Type: New Feature
Affects Version/s: 0.10.1.0
Fix Version/s: None
currently Kafka allows consumers to either chose the low level or the high level API, depending on the specific requirements of the consumer implementation. However, I was told that the current low level API (SimpleConsumer) will be deprecated once the new Kafka 0.9 consumer APIs are available.
In this case it would be good, if we can ensure that the new API does offer some ways to get similar performance for use cases which perfectly fit the old SimpleConsumer API approach.
Example Use Case:
A high throughput HTTP API wrapper for consumer requests which gets HTTP REST calls to retrieve data for a specific set of topic partitions and offsets.

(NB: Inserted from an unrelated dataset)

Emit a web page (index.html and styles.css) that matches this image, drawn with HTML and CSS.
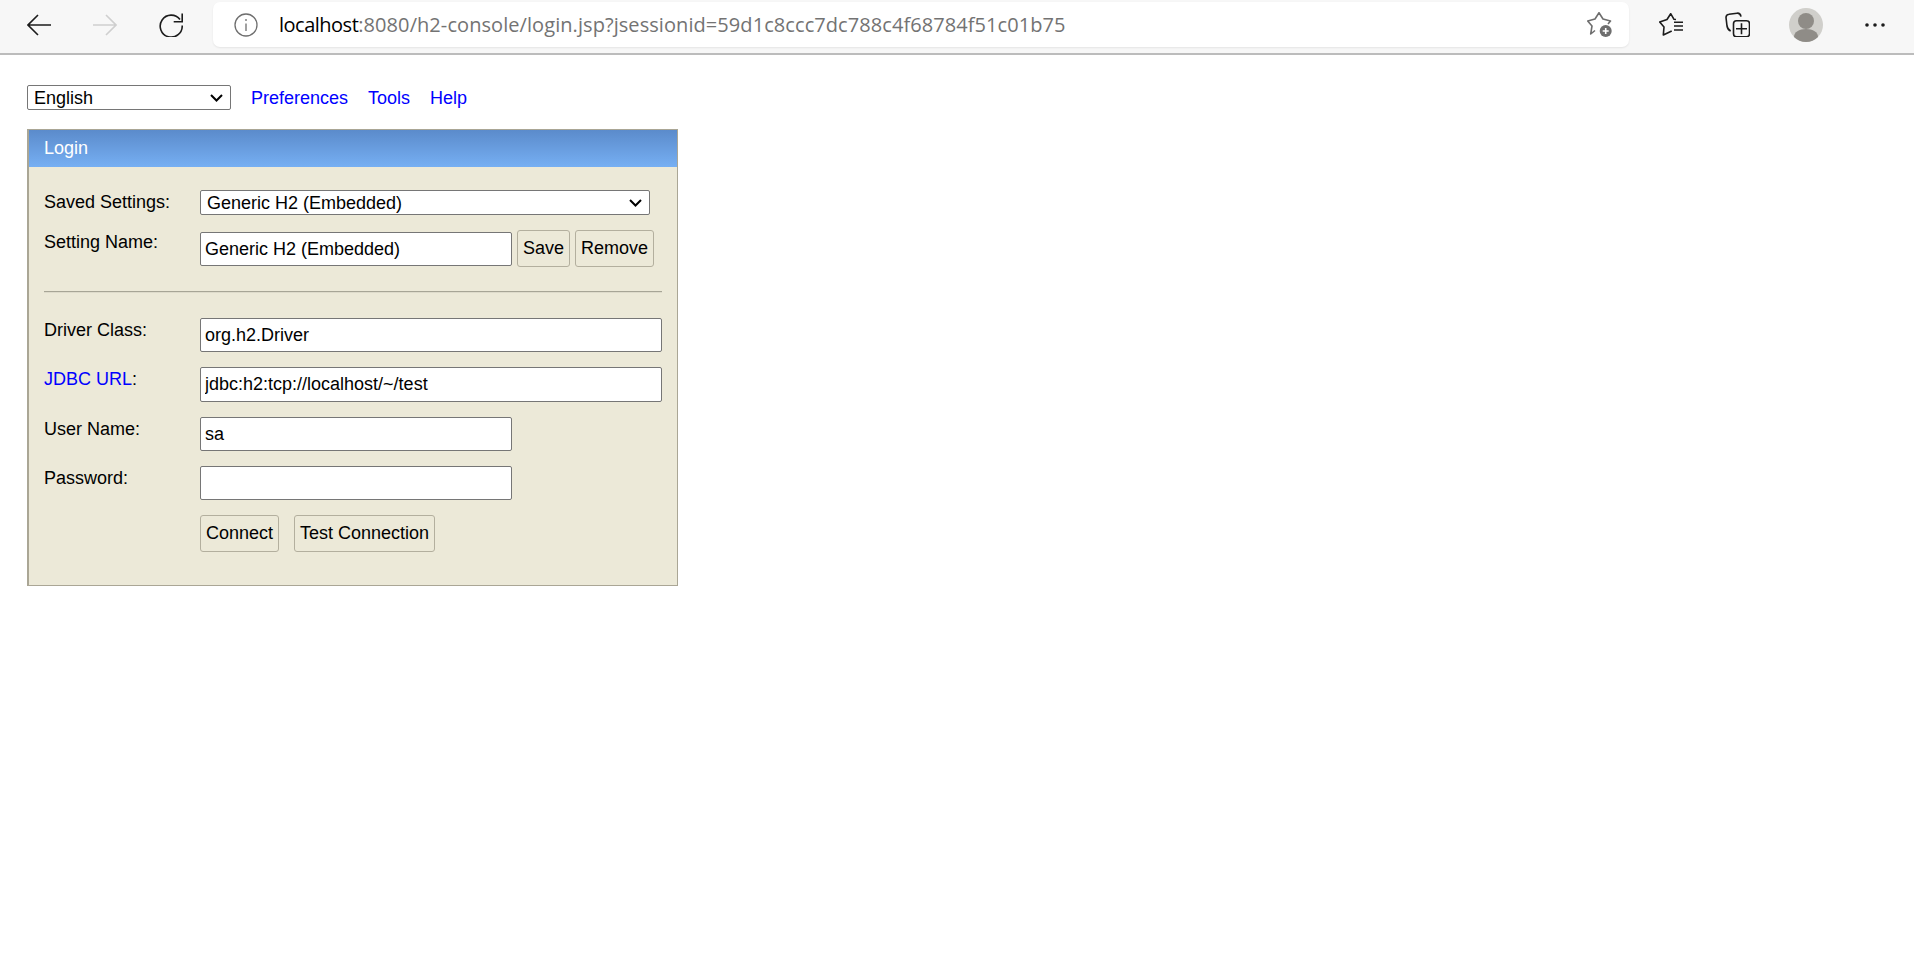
FILE: index.html
```html
<!DOCTYPE html>
<html lang="en">
<head>
<meta charset="utf-8">
<title>H2 Console</title>
<link rel="stylesheet" href="styles.css">
</head>
<body>
<header class="toolbar">
  <svg class="ico back" viewBox="0 0 24 22"><path d="M24 11H1M11 1 1 11l10 10"/></svg>
  <svg class="ico fwd" viewBox="0 0 24 22"><path d="M0 11h23M13 1l10 10-10 10"/></svg>
  <svg class="ico reload" viewBox="0 0 24 24"><path d="M21 6.500A11 11 0 1 0 23.200 12.500M23.200 .5v8.200h-8.500"/></svg>
  <div class="address">
    <svg class="info" viewBox="0 0 24 24"><circle cx="12" cy="12" r="11"/><path d="M12 10.500V18M12 6v2"/></svg>
    <span class="url"><span class="host">localhost</span>:8080/h2-console/login.jsp?jsessionid=59d1c8ccc7dc788c4f68784f51c01b75</span>
    <svg class="star-add" viewBox="0 0 26 25"><path d="M8 18.500 3.700 22 5 14 .7 9 8 7 12 .7 16 7l7.500 2-2.500 3"/><circle class="fill" cx="18.700" cy="19" r="6"/><path class="plus" d="M18.700 16v6M15.700 19h6"/></svg>
  </div>
  <svg class="ico fav" viewBox="0 0 25 24"><path class="join" d="M17 6.500 15 6.300 11.700 .7 8 6.500 .7 9 5 14 4.300 22 12.700 18M15 9.300h9M15 13h9M15 17h9"/></svg>
  <svg class="ico coll" viewBox="0 0 25 25"><path d="M5.700 19C3.500 18 2.500 17 2 14L1 5.500C1 3.500 2 2.500 4 2.300L12 1.200C14 1 15.500 2 16 4.700"/><rect x="8.500" y="8.700" width="16" height="16" rx="3"/><path d="M16.500 11.200v11M11 16.700h11"/></svg>
  <svg class="avatar" viewBox="0 0 34 34"><circle class="av-bg" cx="17" cy="17" r="17"/><circle class="av-fg" cx="17" cy="13" r="8"/><path class="av-fg" d="M5 29C5 24 10 21 17 21S29 24 29 29A17 17 0 0 1 5 29z"/></svg>
  <svg class="dots" viewBox="0 0 20 4"><circle cx="2" cy="2" r="1.800"/><circle cx="10" cy="2" r="1.800"/><circle cx="18" cy="2" r="1.800"/></svg>
</header>

<main class="page">
  <nav class="topnav">
    <select class="lang"><option>English</option></select>
    <a href="#">Preferences</a>
    <a href="#">Tools</a>
    <a href="#">Help</a>
  </nav>

  <section class="panel">
    <h1 class="panel-title">Login</h1>
    <div class="panel-body">
      <div class="row row-saved">
        <label class="lbl">Saved Settings:</label>
        <select class="saved"><option>Generic H2 (Embedded)</option></select>
      </div>
      <div class="row row-name">
        <label class="lbl">Setting Name:</label>
        <input class="field short name-input" value="Generic H2 (Embedded)">
        <button class="btn btn-save">Save</button>
        <button class="btn btn-remove">Remove</button>
      </div>
      <hr class="rule">
      <div class="row row-driver">
        <label class="lbl">Driver Class:</label>
        <input class="field wide" value="org.h2.Driver">
      </div>
      <div class="row row-next">
        <label class="lbl"><a href="#">JDBC URL</a>:</label>
        <input class="field wide tall" value="jdbc:h2:tcp://localhost/~/test">
      </div>
      <div class="row row-next">
        <label class="lbl">User Name:</label>
        <input class="field short" value="sa">
      </div>
      <div class="row row-next">
        <label class="lbl">Password:</label>
        <input class="field short" type="password">
      </div>
      <div class="row row-next">
        <span class="lbl"></span>
        <button class="btn">Connect</button>
        <button class="btn btn-test">Test Connection</button>
      </div>
    </div>
  </section>
</main>
</body>
</html>
```
FILE: styles.css
```css
* { box-sizing: border-box; }
html, body { margin: 0; padding: 0; background: #fff; }
body { font-family: "Liberation Sans", Arial, sans-serif; font-size: 18px; color: #000; height: 966px; overflow: hidden; }

.toolbar { display: flex; align-items: center; height: 55px; padding: 2px 0 6px 27px; background: #f7f7f7; border-bottom: 2px solid #bcbcbc; }
.ico { fill: none; stroke: #1c1c1c; stroke-width: 1.6; display: block; flex: none; }
.back { width: 24px; height: 22px; }
.fwd { width: 24px; height: 22px; margin-left: 42px; stroke: #cfcfcf; }
.reload { width: 24px; height: 24px; margin-left: 42px; }
.address { display: flex; align-items: center; width: 1416px; height: 45px; margin-left: 30px; padding: 0 16px 0 21px; background: #fff; border-radius: 7px; box-shadow: 0 1px 2px rgba(0,0,0,.08); }
.info { width: 24px; height: 24px; fill: none; stroke: #6e6e6e; stroke-width: 1.3; flex: none; }
.url { margin-left: 21px; font-family: "Open Sans", "Noto Sans", sans-serif; font-size: 20px; color: #737373; white-space: nowrap; flex: 1; letter-spacing: .07px; }
.host { color: #000; letter-spacing: -.5px; }
.star-add { width: 26px; height: 25px; flex: none; fill: none; stroke: #6e6e6e; stroke-width: 1.6; stroke-linejoin: round; }
.star-add .fill { fill: #6e6e6e; stroke: none; }
.star-add .plus { stroke: #fff; stroke-width: 1.6; }
.fav { width: 25px; height: 24px; margin-left: 30px; }
.join { stroke-linejoin: round; }
.coll { width: 25px; height: 25px; margin-left: 41px; }
.avatar { width: 34px; height: 34px; margin-left: 39px; flex: none; }
.av-bg { fill: #d0cfcb; }
.av-fg { fill: #8f8c87; }
.dots { width: 20px; height: 4px; margin-left: 42px; flex: none; fill: #1c1c1c; }

.page { padding: 30px 0 0 27px; }
.topnav { display: flex; align-items: center; height: 25px; }
.topnav a { margin-left: 20px; padding-top: 1px; }
a { color: #0000ff; text-decoration: none; }
select {
  font: inherit; color: #000; height: 25px; padding: 0 24px 0 6px;
  border: 1px solid #767676; border-radius: 2px;
  appearance: none; -webkit-appearance: none;
  background: #fff url("data:image/svg+xml,%3Csvg xmlns='http://www.w3.org/2000/svg' width='13' height='8' viewBox='0 0 13 8'%3E%3Cpath d='M1 1l5.500 5.500L12 1' fill='none' stroke='%23000' stroke-width='2'/%3E%3C/svg%3E") no-repeat right 7px center;
}
.lang { width: 204px; }
.saved { width: 450px; }

.panel { width: 651px; height: 457px; margin-top: 19px; background: #ece9d8; border: 1px solid #aaa695; border-left-width: 2px; }
.panel-title { margin: 0; height: 37px; padding-left: 15px; font-size: 18px; font-weight: normal; line-height: 37px; color: #fff; background: linear-gradient(#5b8bcb, #76aff3); }
.panel-body { padding: 23px 0 0 15px; }
.row { display: flex; align-items: flex-start; }
.lbl { flex: none; display: block; width: 156px; padding-top: 2px; line-height: 20px; }
.row-name { margin-top: 15px; }
.row-driver { margin-top: 25px; }
.row-next { margin-top: 15px; }
.field { font: inherit; height: 34px; padding: 0 4px; color: #000; background: #fff; border: 1px solid #767676; border-radius: 2px; outline: none; }
.short { width: 312px; }
.wide { width: 462px; }
.tall { height: 35px; }
.name-input { margin-top: 2px; }
.btn { font: inherit; height: 37px; padding: 0 5px; color: #000; background: #ece9d8; border: 1px solid #b3af9e; border-radius: 3px; }
.btn-save { margin-left: 5px; }
.btn-remove { margin-left: 5px; }
.btn-test { margin-left: 15px; }
.rule { height: 2px; margin: 24px 0 0 0; width: 618px; border: 0; border-top: 1px solid #a7a596; border-bottom: 1px solid #dedbcb; }
```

Here the SimpleConsumer is perfect because it allows connection pooling in the HTTP API web application with one pool per existing kafka broker and the web application can handle the required metadata managment to know which pool to fetch a connection for, for each used topic partition. This means connections to Kafka brokers can remain open/pooled and connection/reconnection and metadata overhead is minimized.
To achieve something similar with the new Kafka 0.9 consumer APIs, it would be good if it could:
- provide a lowlevel call to connect to a specific broker and to read data from a topic+partition+offset
- ensure that subscribe/unsubscribe calls are very cheap and can run without requiring any network traffic. If I subscribe to a topic partition for which the same broker is the leader as the last topic partition which was in use for this consumer API connection, then the consumer API implementation should recognize this and should not do any disconnects/reconnects and just reuse the existing connection to that kafka broker.
Or put differently, it should be possible to do external metadata handling in the consumer API client and the client should be able to pool consumer API connections effectively by having one pool per Kafka broker.